Доказательством того, что паррицид был для римлян «национальным неврозом», служит наказание, которое они придумали для отцеубийц. Это, возможно, одно из самых зловещих римских изобретений. По-латински оно называлось culleus или poena cullei. В наши дни ему регулярно посвящают статьи-кликбейты с заголовками в стиле «От этой римской казни вас затошнит!». Знанием о нём можно блеснуть в разговоре с незнакомцами в пабе, так что записывайте.
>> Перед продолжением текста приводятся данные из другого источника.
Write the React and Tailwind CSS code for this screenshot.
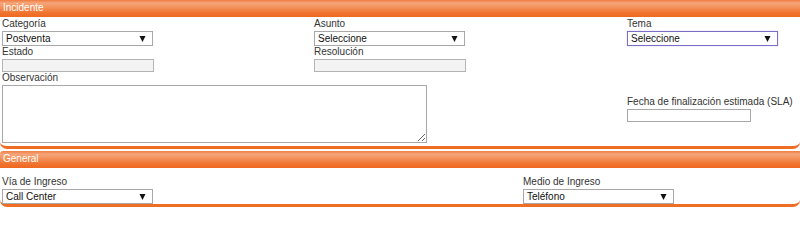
import React from "react";

const hdr =
  "h-[17px] leading-[16px] pl-[3px] text-white text-[10px] bg-[linear-gradient(to_bottom,#f07c40_0%,#f5a67c_18%,#f39058_45%,#f07430_75%,#ee6820_100%)]";

function Arrow() {
  return (
    <svg width="7" height="6" viewBox="0 0 7 6" className="mr-[6px] shrink-0">
      <polygon points="0.5,0 6.5,0 3.5,6" fill="#111" />
    </svg>
  );
}

function Select({ value, focus, w = "w-[151px]" }) {
  return (
    <div
      className={`${w} h-[15px] flex items-center justify-between bg-white border ${
        focus ? "border-[#7a6ec8] shadow-[0_0_1px_#b9b2e6]" : "border-[#a8a8a8]"
      } pl-[3px] text-[10px] text-[#111] leading-[13px]`}
    >
      <span>{value}</span>
      <Arrow />
    </div>
  );
}

function Input({ w = "w-[152px]" }) {
  return <div className={`${w} h-[13px] bg-[#f3f3f3] border border-[#b4b4b4]`} />;
}

function Label({ children }) {
  return <div className="h-[12px] leading-[12px] text-[10px] text-[#333]">{children}</div>;
}

export default function App() {
  return (
    <div className="w-[800px] h-[209px] overflow-hidden bg-white font-['Liberation_Sans',Arial,sans-serif]">
      <div className="border-b-[3px] border-[#f06e24] rounded-b-[7px] pb-[3px]">
        <div className={`${hdr} h-[16px] leading-[15px] bg-[linear-gradient(to_bottom,#f5a67c_0%,#f39058_35%,#f07430_70%,#ee6820_100%)]`}>
          Incidente
        </div>
        <div className="pl-[2px] pt-[1px]">
          <div className="grid grid-cols-[312px_313px_1fr]">
            <div>
              <Label>Categoría</Label>
              <div className="mt-[1px]">
                <Select value="Postventa" />
              </div>
            </div>
            <div>
              <Label>Asunto</Label>
              <div className="mt-[1px]">
                <Select value="Seleccione" />
              </div>
            </div>
            <div>
              <Label>Tema</Label>
              <div className="mt-[1px]">
                <Select value="Seleccione" focus />
              </div>
            </div>
          </div>
          <div className="grid grid-cols-[312px_313px_1fr]">
            <div>
              <Label>Estado</Label>
              <div className="mt-[1px]">
                <Input />
              </div>
            </div>
            <div>
              <Label>Resolución</Label>
              <div className="mt-[1px]">
                <Input />
              </div>
            </div>
            <div />
          </div>
          <div className="grid grid-cols-[625px_1fr] items-center">
            <div>
              <Label>Observación</Label>
              <textarea className="block mt-[1px] w-[425px] h-[58px] border border-[#a8a8a8] bg-white resize outline-none" />
            </div>
            <div className="pt-[2px]">
              <Label>Fecha de finalización estimada (SLA)</Label>
              <div className="mt-[1px]">
                <div className="w-[124px] h-[13px] bg-white border border-[#a8a8a8]" />
              </div>
            </div>
          </div>
        </div>
      </div>
      <div className="mt-[2px] border-b-[3px] border-[#f06e24] rounded-b-[7px]">
        <div className={`${hdr} rounded-tl-[3px]`}>General</div>
        <div className="pl-[2px] pt-[8px] grid grid-cols-[521px_1fr]">
          <div>
            <Label>Vía de Ingreso</Label>
            <div className="mt-[1px]">
              <Select value="Call Center" />
            </div>
          </div>
          <div>
            <Label>Medio de Ingreso</Label>
            <div className="mt-[1px]">
              <Select value="Teléfono" />
            </div>
          </div>
        </div>
      </div>
    </div>
  );
}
Если верить Дигестам, человека, обвинённого в отцеубийстве, сначала били розгами цвета крови (наверное, они их красили, я не знаю), а затем зашивали в мешок. Вместе с ним в мешок зашивали собаку, петуха, змею и обезьяну, а потом мешок бросали в море[55]. Представьте себе ужас человека, оказавшегося в мешке с напуганной собакой и добавьте к этому чудовищный клубок из петуха, обезьяны и змеи, не говоря уже об утоплении. У римских писателей эта картина вызывала ни с чем не сравнимый страх – а если римлян что-то пугало, значит, это действительно страшно. Сенека Старший писал, что живо представляет себе и мешок, и змею, и бездну[56], но я не рекомендую вам следовать его примеру, а то вы потом не сможете уснуть. До конца не ясно, использовались ли животные на самом деле, или наказание заключалось всего лишь («всего лишь») в зашивании в мешок и утоплении. Некоторые вообще сомневаются, что оно существовало, но это сомнения престарелых поклонников Цицерона, выдающих желаемое за действительное. Лично мне достаточно этих строк Сенеки и слов брата самого Цицерона, утверждавшего, что он таким образом казнил двух человек (даже не римлян), будучи проконсулом в Смирне. Велика вероятность, что эту казнь приводили в исполнение как минимум несколько раз. Кстати, римляне каждый год приносили в жертву собак, так что от них можно ожидать любой мерзости[57]. Жуткие люди.